If non-BJP parties want to make a new beginning, they must remember what the iconic leader of the British Labour Party, Nye Bevan, had said of the Left in the 1950s: “We have never suffered from too much audacity; we have suffered from too little.” In this age of insurgency, ideological audacity may be a pre-condition for success. Re-asserting the principles of secularism and social justice in unambiguous terms would be an integral part of this effort. But it may not be enough. Without presenting a new economic agenda that is different from Modi’s welfarism, no leader or party can hope for definitive electoral success. It seems that the Congress and other non-BJP parties are least interested in presenting a narrative that can generate hope among the masses disillusioned with their earlier neo-liberal agenda.

A beginning in the direction of a credible plebeian politics could only be made with the declaration of a policy programme that must include the following: a commitment to bring back planned development; giving public sector a central place in the economy; imposing a new progressive tax regime that comprises wealth and inheritance taxes; bringing health and education under public control and planning and, of course, a programme of green industrial and energy revolution.

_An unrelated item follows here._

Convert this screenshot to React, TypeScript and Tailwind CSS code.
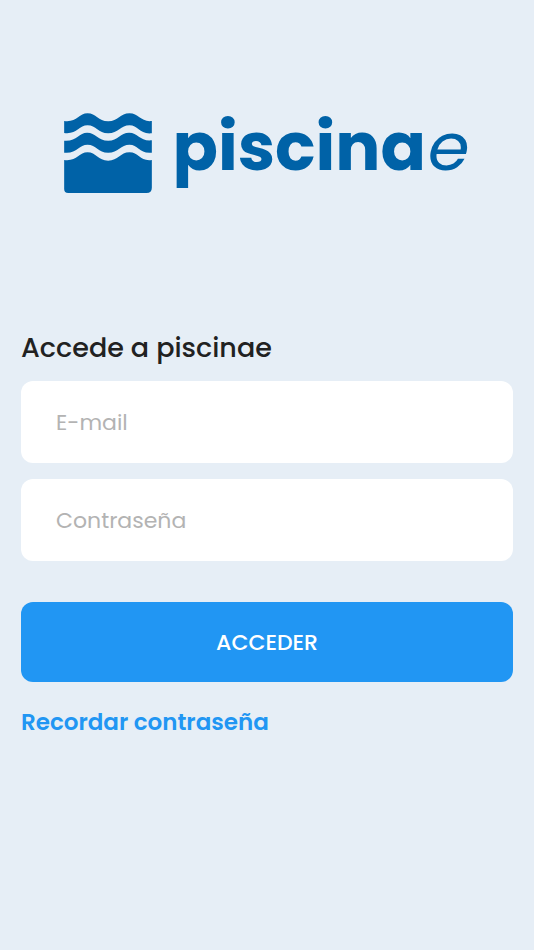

The recent upheavals in the Congress show that when a party loses its ideological steam, it also loses organizational coherence. The other non-BJP parties are not immune to this situation. Endeavouring for a new ideological resurrection has thus become an existential question for them. They have to choose between remaining a relevant political force with constitutional obligations and becoming willing partners in the Hindutva project.